De pronto, una corriente de increíble fuerza lo empuja de costado como si hubiera salido expulsado de un avión. Da bandazos a un lado y al otro mientras la corriente amenaza con arrancarle el regulador y las gafas de la cara. Muerde la boquilla con fuerza y agarra sus preciadas gafas, retorciéndose inútilmente contra la implacable turbulencia.
A sus pies el mar se abre en picado. Fija la vista más allá del centenar de pisos de profundidad, en el ojo verde deslumbrante del remolino, un agujero en el mar cuya fuerza centrífuga lo empuja ahora contra la pared interior de ese creciente embudo.
El corazón de Rex late furiosamente, presa del pánico. La tracción contra su torso se incrementa y va tensando las tiras de velcro, que son lo único que impide que la botella de aire salga volando. Cierra los ojos, sintiéndose enfermo, al tiempo que el remolino lo lanza contra la pared interior a una velocidad de vértigo sin dejar de succionarlo de manera implacable hacia sus fauces.
«Voy a morir. Oh, Dios, te lo suplico, ayúdame».
Las gafas se agrietan. Una tremenda presión le aplasta la cara. Empieza a sangrarle la nariz. Siente una náusea y cierra los ojos todo lo que puede, pero chilla contra el regulador al sentir cómo sus globos oculares se separan de los nervios ópticos y se salen de sus órbitas.
Un último grito queda amortiguado en el momento en que el cerebro de Rex Simpson implosiona por fin.
Las monstruosas fuerzas G creadas por el embudo de agua han empalado el casco del Manatí contra las paredes casi verticales del vórtice, y a cada revolución van arrancando secciones enteras del barco. La fuerza centrífuga ha aplastado el cuerpo inconsciente de Carl Reuben contra la parte posterior de las piernas de Iz y ha empotrado al aterrado biólogo contra el espejo de popa de fibra de vidrio.
Iz se aferra con las dos manos a la barandilla que tiene delante. El remolino ruge en sus oídos y su vertiginosa velocidad va llevándolo poco a poco hacia la inconsciencia.
Ordena a sus ojos que se abran y los enfoca en la fuente de luz verde.

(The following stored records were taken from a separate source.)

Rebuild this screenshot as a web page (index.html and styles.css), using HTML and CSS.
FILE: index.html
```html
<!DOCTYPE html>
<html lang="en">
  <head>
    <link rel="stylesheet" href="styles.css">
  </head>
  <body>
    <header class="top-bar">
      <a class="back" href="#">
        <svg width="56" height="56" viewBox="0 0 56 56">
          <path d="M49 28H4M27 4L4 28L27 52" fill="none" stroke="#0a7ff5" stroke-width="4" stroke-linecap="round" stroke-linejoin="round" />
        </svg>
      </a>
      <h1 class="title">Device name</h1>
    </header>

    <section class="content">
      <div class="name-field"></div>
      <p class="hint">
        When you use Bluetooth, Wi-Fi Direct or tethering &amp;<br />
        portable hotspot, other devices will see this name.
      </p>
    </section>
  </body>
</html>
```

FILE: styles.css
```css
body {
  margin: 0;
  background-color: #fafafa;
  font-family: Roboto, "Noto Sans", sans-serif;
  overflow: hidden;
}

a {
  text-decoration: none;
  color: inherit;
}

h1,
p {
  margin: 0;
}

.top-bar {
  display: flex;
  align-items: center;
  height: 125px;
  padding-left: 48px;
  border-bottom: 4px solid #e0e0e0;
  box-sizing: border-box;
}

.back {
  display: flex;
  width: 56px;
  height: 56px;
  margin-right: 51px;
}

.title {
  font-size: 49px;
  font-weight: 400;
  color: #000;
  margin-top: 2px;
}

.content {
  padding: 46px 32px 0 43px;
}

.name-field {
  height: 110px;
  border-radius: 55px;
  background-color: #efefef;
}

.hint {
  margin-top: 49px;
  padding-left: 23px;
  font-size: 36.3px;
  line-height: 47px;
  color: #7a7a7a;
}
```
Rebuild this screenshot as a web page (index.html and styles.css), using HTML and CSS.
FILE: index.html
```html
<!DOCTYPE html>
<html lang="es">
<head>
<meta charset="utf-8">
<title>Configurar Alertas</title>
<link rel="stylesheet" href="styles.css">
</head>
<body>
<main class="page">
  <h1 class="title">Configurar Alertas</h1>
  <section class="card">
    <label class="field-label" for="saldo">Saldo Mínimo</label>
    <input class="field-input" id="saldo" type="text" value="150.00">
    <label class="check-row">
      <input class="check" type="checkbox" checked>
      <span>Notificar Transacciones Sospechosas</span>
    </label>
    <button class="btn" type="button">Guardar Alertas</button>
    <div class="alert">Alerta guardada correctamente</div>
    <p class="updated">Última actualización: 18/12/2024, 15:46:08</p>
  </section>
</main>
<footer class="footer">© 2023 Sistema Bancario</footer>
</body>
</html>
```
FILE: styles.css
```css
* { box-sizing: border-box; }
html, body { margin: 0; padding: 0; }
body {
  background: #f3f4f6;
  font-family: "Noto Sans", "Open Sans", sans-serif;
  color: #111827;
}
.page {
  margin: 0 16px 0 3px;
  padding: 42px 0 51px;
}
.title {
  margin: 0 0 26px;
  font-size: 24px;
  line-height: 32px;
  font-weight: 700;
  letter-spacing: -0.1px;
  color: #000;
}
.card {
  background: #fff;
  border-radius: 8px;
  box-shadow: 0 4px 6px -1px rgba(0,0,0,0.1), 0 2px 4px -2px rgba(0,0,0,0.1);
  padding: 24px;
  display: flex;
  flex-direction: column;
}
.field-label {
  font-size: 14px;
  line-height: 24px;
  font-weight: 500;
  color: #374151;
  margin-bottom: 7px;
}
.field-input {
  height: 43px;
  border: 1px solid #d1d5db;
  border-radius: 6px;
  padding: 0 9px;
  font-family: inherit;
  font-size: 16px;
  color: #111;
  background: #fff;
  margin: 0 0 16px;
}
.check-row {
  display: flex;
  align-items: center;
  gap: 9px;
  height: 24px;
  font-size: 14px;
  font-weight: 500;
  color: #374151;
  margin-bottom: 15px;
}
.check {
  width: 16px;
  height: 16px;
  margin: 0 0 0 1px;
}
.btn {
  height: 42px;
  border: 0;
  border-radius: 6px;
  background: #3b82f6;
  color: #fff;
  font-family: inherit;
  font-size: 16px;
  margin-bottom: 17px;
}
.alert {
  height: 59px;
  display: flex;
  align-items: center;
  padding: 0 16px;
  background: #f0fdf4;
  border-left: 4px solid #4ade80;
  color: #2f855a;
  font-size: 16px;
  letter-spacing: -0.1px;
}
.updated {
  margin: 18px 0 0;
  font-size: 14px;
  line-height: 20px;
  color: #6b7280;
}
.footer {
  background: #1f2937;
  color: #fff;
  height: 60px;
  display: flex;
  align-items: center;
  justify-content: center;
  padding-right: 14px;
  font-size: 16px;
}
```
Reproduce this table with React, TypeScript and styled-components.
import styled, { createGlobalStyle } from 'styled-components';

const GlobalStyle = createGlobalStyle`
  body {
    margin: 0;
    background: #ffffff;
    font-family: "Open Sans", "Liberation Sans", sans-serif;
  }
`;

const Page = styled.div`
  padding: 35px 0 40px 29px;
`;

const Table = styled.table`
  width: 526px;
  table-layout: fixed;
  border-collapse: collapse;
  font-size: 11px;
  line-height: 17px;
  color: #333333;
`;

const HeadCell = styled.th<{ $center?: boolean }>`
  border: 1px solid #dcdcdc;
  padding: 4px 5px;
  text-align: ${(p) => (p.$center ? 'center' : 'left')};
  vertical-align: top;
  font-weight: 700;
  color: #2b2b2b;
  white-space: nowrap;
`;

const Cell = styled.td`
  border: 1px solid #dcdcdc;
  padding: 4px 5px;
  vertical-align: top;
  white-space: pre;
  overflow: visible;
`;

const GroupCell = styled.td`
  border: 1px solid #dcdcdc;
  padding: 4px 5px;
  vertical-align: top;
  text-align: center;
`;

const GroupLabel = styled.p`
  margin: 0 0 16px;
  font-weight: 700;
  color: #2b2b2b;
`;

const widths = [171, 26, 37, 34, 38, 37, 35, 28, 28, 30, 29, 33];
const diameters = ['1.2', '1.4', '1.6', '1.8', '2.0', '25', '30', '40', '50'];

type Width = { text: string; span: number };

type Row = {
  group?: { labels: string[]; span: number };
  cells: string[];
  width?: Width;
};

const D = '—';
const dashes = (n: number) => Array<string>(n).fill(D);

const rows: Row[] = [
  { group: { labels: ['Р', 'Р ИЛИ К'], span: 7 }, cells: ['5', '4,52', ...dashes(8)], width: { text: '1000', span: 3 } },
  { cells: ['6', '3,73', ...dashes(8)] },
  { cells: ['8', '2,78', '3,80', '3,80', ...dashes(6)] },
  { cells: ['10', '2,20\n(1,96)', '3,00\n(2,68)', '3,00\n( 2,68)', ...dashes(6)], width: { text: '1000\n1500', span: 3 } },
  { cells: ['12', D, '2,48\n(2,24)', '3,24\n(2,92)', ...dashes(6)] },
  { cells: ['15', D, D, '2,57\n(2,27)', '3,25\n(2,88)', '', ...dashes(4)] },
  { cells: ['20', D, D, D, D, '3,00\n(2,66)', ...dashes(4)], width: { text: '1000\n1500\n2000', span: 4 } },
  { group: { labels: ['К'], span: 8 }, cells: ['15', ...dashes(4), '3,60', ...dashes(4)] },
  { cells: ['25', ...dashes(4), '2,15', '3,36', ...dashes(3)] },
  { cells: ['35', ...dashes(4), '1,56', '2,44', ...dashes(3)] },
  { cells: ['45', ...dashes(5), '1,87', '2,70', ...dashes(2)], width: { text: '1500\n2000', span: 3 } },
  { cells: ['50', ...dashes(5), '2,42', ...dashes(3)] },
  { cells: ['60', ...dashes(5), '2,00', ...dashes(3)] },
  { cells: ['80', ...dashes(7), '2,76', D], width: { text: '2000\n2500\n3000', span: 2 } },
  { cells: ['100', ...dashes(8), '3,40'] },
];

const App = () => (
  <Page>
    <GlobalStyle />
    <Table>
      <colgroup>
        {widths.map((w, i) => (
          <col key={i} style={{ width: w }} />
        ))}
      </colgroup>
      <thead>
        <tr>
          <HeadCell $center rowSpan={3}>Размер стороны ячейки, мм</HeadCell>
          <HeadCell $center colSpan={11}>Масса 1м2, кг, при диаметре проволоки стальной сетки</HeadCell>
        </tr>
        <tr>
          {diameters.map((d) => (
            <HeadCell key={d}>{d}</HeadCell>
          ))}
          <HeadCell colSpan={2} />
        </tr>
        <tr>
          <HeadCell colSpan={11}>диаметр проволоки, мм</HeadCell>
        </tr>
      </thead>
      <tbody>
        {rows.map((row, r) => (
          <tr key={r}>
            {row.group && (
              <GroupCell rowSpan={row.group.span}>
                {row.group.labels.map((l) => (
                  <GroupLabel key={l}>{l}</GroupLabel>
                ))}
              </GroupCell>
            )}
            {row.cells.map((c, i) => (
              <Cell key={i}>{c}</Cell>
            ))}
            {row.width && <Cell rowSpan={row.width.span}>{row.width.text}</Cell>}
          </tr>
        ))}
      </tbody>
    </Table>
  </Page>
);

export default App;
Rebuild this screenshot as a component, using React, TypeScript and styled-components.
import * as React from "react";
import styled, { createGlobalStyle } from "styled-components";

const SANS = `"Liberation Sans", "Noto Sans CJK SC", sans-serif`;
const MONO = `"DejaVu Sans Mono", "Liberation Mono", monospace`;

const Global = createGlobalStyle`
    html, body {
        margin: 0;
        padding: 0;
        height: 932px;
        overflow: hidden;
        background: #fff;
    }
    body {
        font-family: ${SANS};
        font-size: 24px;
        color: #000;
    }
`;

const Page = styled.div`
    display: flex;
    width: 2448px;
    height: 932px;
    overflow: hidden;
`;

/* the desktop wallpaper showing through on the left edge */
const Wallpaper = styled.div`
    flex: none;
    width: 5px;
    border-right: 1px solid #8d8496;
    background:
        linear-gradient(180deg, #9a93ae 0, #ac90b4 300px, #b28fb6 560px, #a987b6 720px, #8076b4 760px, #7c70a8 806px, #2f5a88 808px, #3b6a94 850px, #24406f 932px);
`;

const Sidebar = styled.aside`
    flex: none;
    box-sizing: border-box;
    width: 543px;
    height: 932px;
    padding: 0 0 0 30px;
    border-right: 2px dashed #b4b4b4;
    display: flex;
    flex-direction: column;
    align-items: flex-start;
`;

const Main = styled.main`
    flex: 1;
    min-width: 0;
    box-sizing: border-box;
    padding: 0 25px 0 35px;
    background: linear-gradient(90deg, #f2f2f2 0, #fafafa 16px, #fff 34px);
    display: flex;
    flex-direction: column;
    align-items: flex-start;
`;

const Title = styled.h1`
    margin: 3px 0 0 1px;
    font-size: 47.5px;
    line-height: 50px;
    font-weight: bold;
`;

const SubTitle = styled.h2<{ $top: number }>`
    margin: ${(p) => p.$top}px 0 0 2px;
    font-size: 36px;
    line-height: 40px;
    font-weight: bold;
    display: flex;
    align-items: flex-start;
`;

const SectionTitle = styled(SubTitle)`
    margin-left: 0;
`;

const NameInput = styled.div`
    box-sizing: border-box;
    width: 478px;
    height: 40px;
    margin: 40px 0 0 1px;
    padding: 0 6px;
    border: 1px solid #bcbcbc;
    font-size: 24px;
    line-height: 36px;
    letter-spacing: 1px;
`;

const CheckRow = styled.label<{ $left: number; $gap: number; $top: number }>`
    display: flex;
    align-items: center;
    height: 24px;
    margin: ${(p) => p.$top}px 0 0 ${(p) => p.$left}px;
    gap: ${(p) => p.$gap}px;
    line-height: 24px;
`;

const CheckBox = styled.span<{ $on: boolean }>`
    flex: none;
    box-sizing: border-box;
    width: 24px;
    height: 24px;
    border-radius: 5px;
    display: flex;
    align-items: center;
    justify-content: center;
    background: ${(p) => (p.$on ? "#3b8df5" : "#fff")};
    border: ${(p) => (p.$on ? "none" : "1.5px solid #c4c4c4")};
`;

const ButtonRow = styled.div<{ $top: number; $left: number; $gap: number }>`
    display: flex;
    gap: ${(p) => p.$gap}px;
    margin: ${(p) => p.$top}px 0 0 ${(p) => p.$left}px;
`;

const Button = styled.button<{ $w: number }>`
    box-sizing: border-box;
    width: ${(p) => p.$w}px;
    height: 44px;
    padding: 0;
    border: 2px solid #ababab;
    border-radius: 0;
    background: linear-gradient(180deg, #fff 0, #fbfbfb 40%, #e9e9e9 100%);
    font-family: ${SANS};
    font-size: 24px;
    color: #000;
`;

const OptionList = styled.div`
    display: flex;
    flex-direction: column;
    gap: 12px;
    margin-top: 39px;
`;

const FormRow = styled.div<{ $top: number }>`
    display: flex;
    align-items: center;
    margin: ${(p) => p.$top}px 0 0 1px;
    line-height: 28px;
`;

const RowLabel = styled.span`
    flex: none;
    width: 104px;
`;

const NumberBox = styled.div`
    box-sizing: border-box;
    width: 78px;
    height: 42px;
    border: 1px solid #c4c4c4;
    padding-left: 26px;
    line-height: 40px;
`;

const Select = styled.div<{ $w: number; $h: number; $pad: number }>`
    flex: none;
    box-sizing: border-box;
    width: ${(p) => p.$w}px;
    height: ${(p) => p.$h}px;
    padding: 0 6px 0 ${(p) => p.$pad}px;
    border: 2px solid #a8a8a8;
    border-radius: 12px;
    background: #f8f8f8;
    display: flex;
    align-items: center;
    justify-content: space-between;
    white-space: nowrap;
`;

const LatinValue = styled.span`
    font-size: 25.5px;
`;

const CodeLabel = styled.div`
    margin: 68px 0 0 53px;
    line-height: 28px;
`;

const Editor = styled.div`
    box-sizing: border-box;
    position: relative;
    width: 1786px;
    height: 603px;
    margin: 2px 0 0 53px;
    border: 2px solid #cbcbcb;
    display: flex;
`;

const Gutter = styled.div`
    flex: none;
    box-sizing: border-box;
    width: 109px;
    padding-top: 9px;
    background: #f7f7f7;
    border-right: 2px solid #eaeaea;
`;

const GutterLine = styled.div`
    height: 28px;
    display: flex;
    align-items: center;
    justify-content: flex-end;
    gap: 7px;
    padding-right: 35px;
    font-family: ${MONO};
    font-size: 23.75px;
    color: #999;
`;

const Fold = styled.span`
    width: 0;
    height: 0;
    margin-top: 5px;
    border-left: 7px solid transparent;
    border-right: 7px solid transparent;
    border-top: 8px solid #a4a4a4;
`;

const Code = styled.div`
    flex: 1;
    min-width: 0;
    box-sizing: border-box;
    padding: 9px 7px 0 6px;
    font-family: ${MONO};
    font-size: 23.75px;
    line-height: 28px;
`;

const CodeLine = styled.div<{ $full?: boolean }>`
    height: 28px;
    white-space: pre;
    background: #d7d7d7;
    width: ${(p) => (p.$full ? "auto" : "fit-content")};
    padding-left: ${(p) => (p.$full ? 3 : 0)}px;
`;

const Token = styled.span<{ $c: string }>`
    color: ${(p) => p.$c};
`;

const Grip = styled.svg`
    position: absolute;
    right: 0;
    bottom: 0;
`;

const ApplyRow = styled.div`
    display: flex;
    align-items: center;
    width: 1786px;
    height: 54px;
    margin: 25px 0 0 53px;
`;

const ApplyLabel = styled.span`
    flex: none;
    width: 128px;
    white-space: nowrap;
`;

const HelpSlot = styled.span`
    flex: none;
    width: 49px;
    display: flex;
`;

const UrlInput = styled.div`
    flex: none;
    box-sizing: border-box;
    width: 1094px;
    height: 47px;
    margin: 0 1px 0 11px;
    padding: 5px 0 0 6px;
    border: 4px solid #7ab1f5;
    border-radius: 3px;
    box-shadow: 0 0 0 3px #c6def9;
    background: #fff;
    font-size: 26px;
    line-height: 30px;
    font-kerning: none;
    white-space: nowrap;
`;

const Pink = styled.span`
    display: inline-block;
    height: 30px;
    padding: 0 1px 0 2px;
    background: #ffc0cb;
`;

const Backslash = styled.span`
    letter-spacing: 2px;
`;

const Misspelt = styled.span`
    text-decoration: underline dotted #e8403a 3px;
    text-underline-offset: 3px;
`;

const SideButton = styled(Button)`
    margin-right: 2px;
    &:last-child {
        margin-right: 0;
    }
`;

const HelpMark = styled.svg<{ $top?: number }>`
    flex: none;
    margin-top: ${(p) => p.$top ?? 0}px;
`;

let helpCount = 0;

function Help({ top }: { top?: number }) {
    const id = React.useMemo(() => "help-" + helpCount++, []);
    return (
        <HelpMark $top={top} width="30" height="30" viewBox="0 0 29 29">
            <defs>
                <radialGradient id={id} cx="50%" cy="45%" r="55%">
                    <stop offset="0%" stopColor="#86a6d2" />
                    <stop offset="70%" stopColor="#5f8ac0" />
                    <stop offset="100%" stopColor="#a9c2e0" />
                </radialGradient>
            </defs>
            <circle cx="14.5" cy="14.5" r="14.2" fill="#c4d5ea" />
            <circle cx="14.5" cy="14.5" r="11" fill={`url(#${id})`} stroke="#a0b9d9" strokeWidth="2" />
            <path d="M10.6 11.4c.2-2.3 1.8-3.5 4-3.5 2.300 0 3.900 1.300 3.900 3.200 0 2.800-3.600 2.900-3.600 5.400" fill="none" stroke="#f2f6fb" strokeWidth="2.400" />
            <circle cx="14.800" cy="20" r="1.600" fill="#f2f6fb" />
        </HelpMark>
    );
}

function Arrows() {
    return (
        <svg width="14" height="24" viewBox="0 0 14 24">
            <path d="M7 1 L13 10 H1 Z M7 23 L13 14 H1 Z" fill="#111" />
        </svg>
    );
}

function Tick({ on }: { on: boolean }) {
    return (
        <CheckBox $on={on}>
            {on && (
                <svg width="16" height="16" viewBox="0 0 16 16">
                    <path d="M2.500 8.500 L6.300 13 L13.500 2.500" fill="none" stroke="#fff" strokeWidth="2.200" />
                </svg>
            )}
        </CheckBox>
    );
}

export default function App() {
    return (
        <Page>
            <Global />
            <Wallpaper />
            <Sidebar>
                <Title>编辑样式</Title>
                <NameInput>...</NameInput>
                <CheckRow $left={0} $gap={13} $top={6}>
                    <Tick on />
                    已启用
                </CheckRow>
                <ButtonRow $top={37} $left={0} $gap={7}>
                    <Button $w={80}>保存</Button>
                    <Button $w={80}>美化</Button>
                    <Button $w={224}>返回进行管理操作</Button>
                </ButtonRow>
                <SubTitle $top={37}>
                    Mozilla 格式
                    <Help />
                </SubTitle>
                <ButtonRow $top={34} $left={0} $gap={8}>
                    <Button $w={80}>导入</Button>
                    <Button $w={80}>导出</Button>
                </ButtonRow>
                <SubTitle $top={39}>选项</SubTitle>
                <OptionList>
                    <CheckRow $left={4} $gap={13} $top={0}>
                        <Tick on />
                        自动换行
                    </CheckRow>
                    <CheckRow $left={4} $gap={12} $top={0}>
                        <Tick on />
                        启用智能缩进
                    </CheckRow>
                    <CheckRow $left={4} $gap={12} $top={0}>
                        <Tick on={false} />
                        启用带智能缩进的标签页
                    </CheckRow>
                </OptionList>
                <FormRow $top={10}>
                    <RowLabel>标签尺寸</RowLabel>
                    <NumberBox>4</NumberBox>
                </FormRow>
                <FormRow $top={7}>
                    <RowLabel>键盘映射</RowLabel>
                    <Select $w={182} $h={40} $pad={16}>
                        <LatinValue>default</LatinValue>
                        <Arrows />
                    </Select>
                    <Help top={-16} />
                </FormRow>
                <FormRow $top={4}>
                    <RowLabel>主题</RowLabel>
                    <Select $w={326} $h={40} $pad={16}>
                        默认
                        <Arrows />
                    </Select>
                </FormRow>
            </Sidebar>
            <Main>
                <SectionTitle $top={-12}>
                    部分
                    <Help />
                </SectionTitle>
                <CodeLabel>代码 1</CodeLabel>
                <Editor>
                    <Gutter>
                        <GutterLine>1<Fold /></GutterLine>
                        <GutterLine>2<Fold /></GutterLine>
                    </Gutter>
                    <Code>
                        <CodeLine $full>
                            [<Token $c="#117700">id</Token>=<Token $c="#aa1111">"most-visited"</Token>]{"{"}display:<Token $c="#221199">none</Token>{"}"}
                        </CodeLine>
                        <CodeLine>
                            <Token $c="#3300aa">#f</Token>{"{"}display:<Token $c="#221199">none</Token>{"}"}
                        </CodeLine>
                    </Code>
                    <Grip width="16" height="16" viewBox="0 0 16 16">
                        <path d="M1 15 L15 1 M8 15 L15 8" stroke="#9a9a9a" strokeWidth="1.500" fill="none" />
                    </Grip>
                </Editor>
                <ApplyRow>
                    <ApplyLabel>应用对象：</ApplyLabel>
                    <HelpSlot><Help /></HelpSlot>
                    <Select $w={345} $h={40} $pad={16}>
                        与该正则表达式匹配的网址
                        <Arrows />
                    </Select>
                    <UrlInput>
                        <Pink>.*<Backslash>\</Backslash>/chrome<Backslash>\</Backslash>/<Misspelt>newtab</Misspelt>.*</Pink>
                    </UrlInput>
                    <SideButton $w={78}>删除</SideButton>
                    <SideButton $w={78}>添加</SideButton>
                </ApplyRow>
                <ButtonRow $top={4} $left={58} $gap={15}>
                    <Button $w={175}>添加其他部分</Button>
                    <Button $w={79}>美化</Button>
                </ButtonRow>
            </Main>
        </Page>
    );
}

Está a escasos minutos de la muerte, y ese pensamiento de algún modo le resulta aterrador y reconfortante al mismo tiempo.
De pronto el fuerte resplandor se atenúa. Iz tuerce el cuello hacia delante y se asoma precariamente por el espejo de popa. Ve rezumar un borboteo negro como el alquitrán que va surgiendo de un agujero enorme abierto en el lecho marino. La sustancia negra eructa… Iz percibe su desagradable olor a azufre y a podredumbre… y termina cubriendo con su manto el resplandor esmeralda sin dejar de subir por el embudo de agua, oscureciendo el mar, que continúa girando.
Iz cierra los ojos y se obliga a sí mismo a pensar en Edie y en Dominique conforme ese torrente enloquecedor va empujando al Manatí hacia abajo, al interior de su incesante remolino.
«Dios, que sea rápido».
En eso, Carl levanta una mano. Aferra la mano de Iz justo en el momento en que la sustancia negra sube a recibirlos.
El barco choca con la sustancia densa y parecida al alquitrán y vuelca, la proa sobre la popa, lanzando de cabeza a Iz y a Carl a las fauces del torbellino de tinta.